Significant conflict was reported in the smelter's potrooms where proposed cuts in manning of operations came before the Australian Industrial Relations Commission and discontent was felt towards the potroom manager. Between 2000 and 2005 a considerable amount of collective industrial action led to the smelter's management seeking arbitration tribunals. In June 2005, an audit team from Oslo visited the smelter to assess the situation. In November 2005 a ‘Rescue Team’ was sent from Oslo and on 27 November the potroom manager was replaced. The smelter's new potroom manager, Knut Austreid, facilitated an increase in manning and training of new technologies and equipment.

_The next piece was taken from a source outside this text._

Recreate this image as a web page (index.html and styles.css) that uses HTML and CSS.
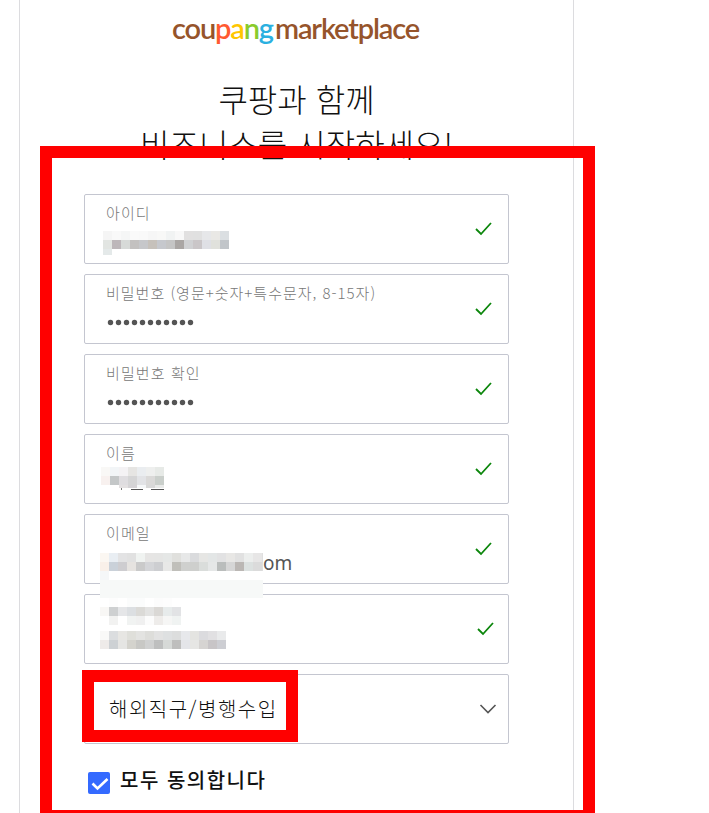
FILE: index.html
```html
<!DOCTYPE html>
<html lang="ko">
<head>
  <meta charset="UTF-8">
  <meta name="viewport" content="width=device-width, initial-scale=1.0">
  <title>coupang marketplace</title>

  <link rel="stylesheet" href="styles.css">
</head>
<body>
  <div id="container">
    <div class="logo">
      <div class="coupang">cou<span class="p">p</span><span class="a">a</span><span class="n">n</span><span class="g">g</span></div>
      <div class="marketplace">marketplace</div>
    </div>

    <h1 class="title">쿠팡과 함께<br>비즈니스를 시작하세요!</h1>

    <form class="join">
      <div class="field">
        <label>아이디</label>
        <svg class="check" viewBox="0 0 18 14"><path d="M1 7l5 5L16 1"/></svg>
        <div class="mosaic id" data-mosaic="id"></div>
      </div>
      <div class="field">
        <label class="wide">비밀번호 (영문+숫자+특수문자, 8-15자)</label>
        <svg class="dots" width="90" height="8"></svg>
        <svg class="check" viewBox="0 0 18 14"><path d="M1 7l5 5L16 1"/></svg>
      </div>
      <div class="field">
        <label>비밀번호 확인</label>
        <svg class="dots" width="90" height="8"></svg>
        <svg class="check" viewBox="0 0 18 14"><path d="M1 7l5 5L16 1"/></svg>
      </div>
      <div class="field">
        <label>이름</label>
        <svg class="check" viewBox="0 0 18 14"><path d="M1 7l5 5L16 1"/></svg>
        <div class="mosaic name" data-mosaic="name"></div>
      </div>
      <div class="field">
        <label>이메일</label>
        <p class="value">om</p>
        <svg class="check" viewBox="0 0 18 14"><path d="M1 7l5 5L16 1"/></svg>
        <div class="mosaic email" data-mosaic="email"></div>
      </div>
      <div class="field">
        <svg class="check last" viewBox="0 0 18 14"><path d="M1 7l5 5L16 1"/></svg>
        <div class="mosaic label" data-mosaic="label"></div>
        <div class="mosaic phone" data-mosaic="phone"></div>
      </div>
      <div class="field select">
        <span>해외직구/병행수입</span>
        <svg class="arrow" viewBox="0 0 18 10"><path d="M1.5 1L9 8.5 16.500 1"/></svg>
        <div class="mark"></div>
      </div>
      <div class="agree">
        <svg width="22" height="22" viewBox="0 0 22 22"><rect width="22" height="22" rx="2" fill="#346aff"/><path d="M4.500 11.500l5 5L19.500 7" fill="none" stroke="#fff" stroke-width="2.600"/></svg>
        <span>모두 동의합니다</span>
      </div>
    </form>
  </div>

  <div id="frame"></div>

  <script>
    // x, y, height, colors of each 9px cell, width if not 9
    var mosaics = {
      id: [
        [0, 0, 9, '#f5f5f5 #f9f9f9 #f5f6f6 #fafafa #f9f9f9 #f6f6f6 #f8f8f7 #f1f3f3 #f8f8f8 #e1e0e0 #e0e0e0 #e6e7e9 #e9e8e5 #dbdfe2'],
        [0, 9, 9, '#e2e5e2 #bdb7ba #d7dad8 #c3c1c0 #c6c7ca #c6c1bb #c6c8cd #c5c5c5 #aaa6a4 #d0d1d3 #cac6c8 #dfe0e5 #e0e1dc #c1c5c9'],
        [0, 18, 6, '#e4e9e9']
      ],
      name: [
        [0, 0, 9, '#f9f8f6 #f2f5f7 #f4f2f4 #e6e5e3 #eaedf0 #eeefee #e7eae7'],
        [0, 9, 9, '#f8f1ef #c4c7c8 #dfdde0 #d5d5d6 #e2e3e6 #dad9d8 #cacfcb'],
        [18, 18, 3, '#e3e0e1 #d5d3d6 #f5f7f8 #d8d8d8 #e9eae9'],
        [20, 21, 2, '#777', 1],
        [30, 22, 1, '#555', 12],
        [50, 22, 1, '#555', 13]
      ],
      email: [
        [154, 0, 18, '#dfdfdf'],
        [0, 0, 9, '#fbf7f2 #e9eef3 #e3e3e4 #e1e1e1 #f0f3f1 #e6e5e4 #e5e5e4 #e5e7e6 #e0e0dd #e7e8e8 #dadbdd #e6e6e4 #e3e6e6 #e2e2e3 #e8e7e5 #e1e1e1 #eceeed #e7e6e6'],
        [0, 9, 9, '#f9f0e9 #cad1d9 #cecdd0 #e6e3e0 #cacaca #d4d5d8 #cdced1 #e8e8e7 #c0bfba #cfd0ce #cecfcd #dadddb #e5e7e7 #babdbc #d6d6d6 #bbb7b4 #dce1e0 #dbdbdb'],
        [0, 18, 9, '#f5f7f8'],
        [9, 18, 9, '#fff', 154],
        [0, 27, 18, '#f7f9f8', 163]
      ],
      label: [
        [9, 0, 9, '#fdfdfd #fff #fbfcfc #fbfcfc #fff #fcfcfc #fdfdfd'],
        [0, 9, 9, '#f8f7f5 #ced0d1 #e5e6e8 #dcdfe2 #dbdad7 #e3e3e2 #dad8d5 #e7ebeb #e2e3e5'],
        [9, 18, 9, '#f2f2f1 #fff #f1f3f2 #f0f0f0 #fcfcfc #eeecea #f6f6f5 #f0f3f2']
      ],
      phone: [
        [0, 0, 9, '#f9f9f8 #dbdddf #e7e6e3 #dfdfda #e3e3e1 #ddddda #e2e2e2 #dee0e1 #dcdddd #e7e8eb #e4e4e1 #dbdbde #e1e0e2 #e9eaeb'],
        [0, 9, 9, '#eeebe9 #cdd1d4 #e5e5e3 #d4d3cd #c8c8c5 #d0d1d1 #bebfbf #d6d9d7 #bebebd #e4e5e9 #e6e6e4 #d6d4d2 #c8c5c7 #cdced3']
      ]
    }

    function rect(x, y, w, h, color) {
      return '<rect x="' + x + '" y="' + y + '" width="' + w + '" height="' + h + '" fill="' + color + '"/>'
    }

    var aMosaic = document.querySelectorAll('.mosaic')
    for(var i=0; i<aMosaic.length; i++) {
      var html = ''
      mosaics[aMosaic[i].dataset.mosaic].forEach(function(row) {
        row[3].split(' ').forEach(function(color, j) {
          html += rect(row[0] + j * 9, row[1], row[4] || 9, row[2], color)
        })
      })
      aMosaic[i].innerHTML = '<svg width="170" height="45" shape-rendering="crispEdges">' + html + '</svg>'
    }

    var aDots = document.querySelectorAll('.dots')
    for(var i=0; i<aDots.length; i++) {
      var dots = ''
      for(var j=0; j<11; j++) {
        dots += '<circle cx="' + (3.5 + j * 8) + '" cy="4.5" r="2.7"/>'
      }
      aDots[i].innerHTML = dots
    }
  </script>
</body>
</html>
```
FILE: styles.css
```css
* {
  box-sizing: border-box;
}

body {
  margin: 0;
  height: 813px;
  overflow: hidden;
  background: #fff;
  color: #111;
  font-family: "Noto Sans CJK KR", sans-serif;
}

#container {
  width: 555px;
  height: 813px;
  margin-left: 19px;
  padding: 7px 64px 0;
  border-left: 1px solid #dcdcdf;
  border-right: 1px solid #dcdcdf;
}

.logo {
  display: flex;
  height: 44px;
  padding-left: 88px;
  font: 600 29px/42px "Lato", sans-serif;
  letter-spacing: -1.15px;
  color: #96542b;
}

.coupang {
  width: 103px;
}

.coupang .p {
  color: #ff5a30;
}

.coupang .a {
  color: #ffc600;
}

.coupang .n {
  color: #8acb2c;
}

.coupang .g {
  color: #2bb0e0;
}

.title {
  margin: 25px 0 0;
  font-size: 32px;
  font-weight: 300;
  line-height: 45px;
  text-align: center;
  white-space: nowrap;
}

.join {
  display: flex;
  flex-direction: column;
  gap: 10px;
  margin-top: 28px;
}

.field {
  position: relative;
  height: 70px;
  padding: 8px 21px 0;
  border: 1px solid #c4c6d0;
  border-radius: 2px;
}

.field label {
  display: block;
  font-size: 15px;
  font-weight: 300;
  line-height: 20px;
  letter-spacing: 1.1px;
  color: #777;
  white-space: nowrap;
}

.field label.wide {
  letter-spacing: 1px;
}

.check {
  position: absolute;
  top: 27px;
  right: 15px;
  width: 18px;
  height: 14px;
  fill: none;
  stroke: #0b860b;
  stroke-width: 1.8;
}

.check.last {
  right: 13px;
}

.dots {
  display: block;
  margin: 15px 0 0 1px;
  fill: #555;
}

.value {
  margin: 8px 0 0 157px;
  font: 19px/24px "Noto Sans", sans-serif;
  color: #555;
}

.mosaic {
  position: absolute;
  z-index: 1;
}

.mosaic svg {
  display: block;
}

.mosaic.id {
  left: 18px;
  top: 36px;
}

.mosaic.name {
  left: 16px;
  top: 32px;
}

.mosaic.email {
  left: 15px;
  top: 38px;
}

.mosaic.label {
  left: 15px;
  top: 3px;
}

.mosaic.phone {
  left: 15px;
  top: 36px;
}

.select {
  display: flex;
  align-items: center;
  justify-content: space-between;
  padding: 0 11px 0 24px;
  font-size: 20px;
  font-weight: 300;
  letter-spacing: 1.5px;
}

.select span {
  padding-bottom: 2px;
}

.arrow {
  width: 18px;
  height: 10px;
  fill: none;
  stroke: #555;
  stroke-width: 1.6;
}

.mark {
  position: absolute;
  left: -3px;
  top: -5px;
  width: 216px;
  height: 72px;
  border: 12px solid #f00;
}

.agree {
  display: flex;
  align-items: center;
  gap: 10px;
  margin: 17px 0 0 4px;
  font-size: 20px;
  font-weight: 500;
  letter-spacing: 1.5px;
  line-height: 30px;
}

.agree span {
  margin: -6px 0 0;
}

#frame {
  position: absolute;
  left: 40px;
  top: 146px;
  width: 555px;
  height: 676px;
  border: 12px solid #f00;
}
```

In November 2010, workers alongside union members protested outside the smelter against the state government's engagement with the smelter's power supply. This engagement involved the state government advising the smelter's energy provider, Delta Electricity, not to sign a ten-year contract extension with the smelter. The protest involved the Australian Worker's Union secretary in Newcastle, the Cessnock MP and head of the smelter.

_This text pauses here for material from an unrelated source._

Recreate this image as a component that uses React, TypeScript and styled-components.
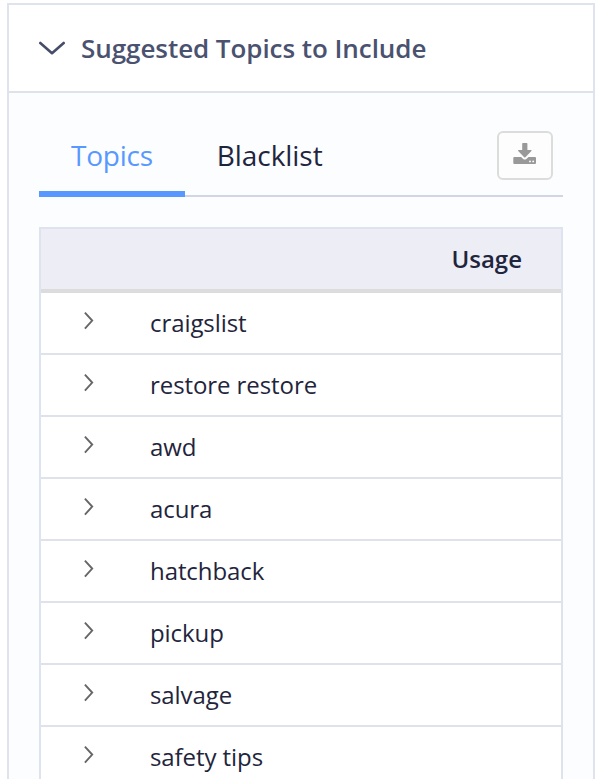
import React from 'react';
import styled, { createGlobalStyle } from 'styled-components';

const GlobalStyle = createGlobalStyle`
  * { box-sizing: border-box; }
  html, body { margin: 0; background: #fff; }
  body {
    font-family: 'Open Sans', 'Noto Sans', sans-serif;
    color: #1f253d;
  }
  #root { height: 779px; overflow: hidden; }
`;

const Page = styled.div`
  height: 779px;
  padding: 3px 10px 0 7px;
  overflow: hidden;
`;

const Panel = styled.section`
  height: 900px;
  border: 2px solid #dfe3ed;
  background: #fcfdff;
`;

const PanelHeader = styled.header`
  display: flex;
  align-items: center;
  height: 88px;
  padding: 0 30px;
  background: #fff;
  border-bottom: 2px solid #dfe1eb;
`;

const PanelTitle = styled.h2`
  margin: 0 0 0 16px;
  font-size: 26px;
  line-height: 36px;
  font-weight: 600;
  letter-spacing: -0.06px;
  color: #4a5270;
  white-space: nowrap;
`;

const PanelBody = styled.div`
  padding: 30px;
`;

const TabBar = styled.nav`
  display: flex;
  height: 74px;
  border-bottom: 2px solid #d2d6e4;
`;

const Tab = styled.button<{ $active?: boolean }>`
  height: 74px;
  padding: 0 32px 4px;
  border: 0;
  border-bottom: 6px solid ${(p) => (p.$active ? '#5898ff' : 'transparent')};
  background: none;
  font: 400 28px/38px 'Open Sans', sans-serif;
  letter-spacing: ${(p) => (p.$active ? '-0.25px' : '-0.05px')};
  color: ${(p) => (p.$active ? '#5898ff' : '#1f253d')};
  white-space: nowrap;
`;

const DownloadButton = styled.button`
  display: flex;
  width: 56px;
  height: 49px;
  margin: 8px 10px 0 auto;
  padding: 10px 0 0 14px;
  border: 2px solid #dcdcdc;
  border-radius: 6px;
  background: #fdfdfd;
`;

const Table = styled.div`
  margin-top: 30px;
  border: 2px solid #dfe3ed;
  background: #fff;
`;

const TableHeader = styled.div`
  display: flex;
  justify-content: flex-end;
  height: 64px;
  padding: 13px 39px 0 0;
  background: #ededf6;
  border-bottom: 4px solid #dcdcdc;
  font-size: 24px;
  line-height: 33px;
  font-weight: 600;
`;

const Row = styled.div`
  display: flex;
  height: 62px;
  padding: 13px 0 0 43px;
  border-bottom: 2px solid #dfe1eb;
`;

const RowLabel = styled.span`
  margin-left: 56px;
  font-size: 24px;
  line-height: 33px;
  letter-spacing: -0.08px;
  white-space: nowrap;
`;

const RowChevron = styled.svg`
  margin-top: 5px;
  flex: none;
`;

const topics = [
  'craigslist',
  'restore restore',
  'awd',
  'acura',
  'hatchback',
  'pickup',
  'salvage',
  'safety tips',
];

export default function App() {
  return (
    <>
      <GlobalStyle />
      <Page>
        <Panel>
          <PanelHeader>
            <svg width="26" height="14" viewBox="0 0 26 14" fill="none">
              <path d="M1.3 2 L13 12.2 L24.7 2" stroke="#464d69" strokeWidth="2.6" strokeLinecap="round" strokeLinejoin="round" />
            </svg>
            <PanelTitle>Suggested Topics to Include</PanelTitle>
          </PanelHeader>
          <PanelBody>
            <TabBar>
              <Tab $active>Topics</Tab>
              <Tab>Blacklist</Tab>
              <DownloadButton aria-label="Download">
                <svg width="24" height="22" viewBox="0 0 24 22" fill="#999">
                  <path d="M9.2 0.7 Q9.2 0 9.9 0 H13.7 Q14.4 0 14.4 0.7 V7 H18 Q18.9 7.1 18.4 7.9 L12.4 14.3 Q11.8 14.8 11.2 14.3 L5.2 7.9 Q4.7 7.1 5.6 7 H9.2 Z" />
                  <path d="M1.3 14 H8.1 L10.2 16 Q11.8 17.2 13.4 16 L15.5 14 H22 Q23 14 23 15 V20 Q23 21 22 21 H1.3 Q0.3 21 0.3 20 V15 Q0.3 14 1.3 14 Z" />
                  <g fill="#fdfdfd">
                    <circle cx="17" cy="18.4" r="0.95" />
                    <circle cx="20.2" cy="18.4" r="0.95" />
                  </g>
                </svg>
              </DownloadButton>
            </TabBar>
            <Table>
              <TableHeader>Usage</TableHeader>
              {topics.map((topic) => (
                <Row key={topic}>
                  <RowChevron width="10" height="19" viewBox="0 0 10 19" fill="none">
                    <path d="M0.9 1.6 L8.2 9.6 L0.9 17.6" stroke="#666" strokeWidth="1.9" />
                  </RowChevron>
                  <RowLabel>{topic}</RowLabel>
                </Row>
              ))}
            </Table>
          </PanelBody>
        </Panel>
      </Page>
    </>
  );
}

==Closure, demolition and remediation==
Norsk Hydro announced the smelter's closure on 5 June 2012, citing weak aluminium prices, a strong Australian dollar and an uncertain economic outlook for the closure. It stopped producing primary metal in September 2012 and casting house products in October 2012. The smelter's permanent closure occurred in May 2014. Following the closure, the smelter was engaged in an array of environmental impact assessments aimed at facilitating the remediation of contaminated land. Managing director of Norsk Hydro, Richard Brown, estimates that the cost of demolition and remediation of the site will be more than $100 million in addition to future environmental costs.

Site remediation work commenced in 2016 with an estimated 2020 completion date. Stage 1 of demolition of the Aluminium Smelter was undertaken by CMA contracting and began in May 2017. The demolition included removal of all three potlines, asbestos waste elimination and recycling of waste materials. Stage 2 of demolition was approved in May 2018 and involves the demolition of infrastructure below ground. The smelter's distinctive stacks were demolished in May 2019. An action camera positioned close to the smelter to capture the falling smokestacks was flung 40 metres due to the impact of the stacks hitting the ground.

In August 2018 Hydro announced sale of the smelter to Flow Systems, a private water and power company which supplies water to nearby suburbs. The deal was part of Hydro's $150 million ‘Regrowth Kurri Kurri Project’. However, the sale was revoked when Flow Systems went into voluntary administration a few months after buying the Kurri Smelter.

The 2000 hectare site is being designated for 65% conservation purposes, 10% residential and employment purposes and 15% for rural land. In 2020 the smelter site was sold to Stevens Group and McCloy Group as a combined property and residential land development business entity. The partnership is planning on developing the site into a new suburb called Loxford Waters with 2000 new homes with added industrial estates and a business park. These increases in housing will be met with environmental buffer zones. Use of the site is seen as important for economic recovery for Kurri Kurri following the smelter's closure. Plans are also to use the existing power infrastructure from the smelter to establish power generation through solar power or a gas peaking plant for the industrial estate.

The smelter's closure resulted in over 600 direct employees losing their job. In May 2021, it was announced that the smelter site would be redeveloped as the 660 MW Kurri Kurri gas Power Station, which started testing in March 2025.

==Cultural and economic significance==
The Kurri Kurri Aluminium Smelter was a significant employer of the region and contributed to the identity and culture of the town. To celebrate the Plant's 40th anniversary, Hydro gifted a giant kookaburra sculpture to the town on 14 December 2009. The Kurri Kurri Smelter Reunion Committee was formed in 2013 to reunite former workers and share their memories of the smelter's operation. In November 2019 the committee held their seventh annual reunion involving 300 ex-workers.

The smelter totalled economic inflows to the town of Kurri Kurri at over $80 million a year, predominantly through salaries and use of local services.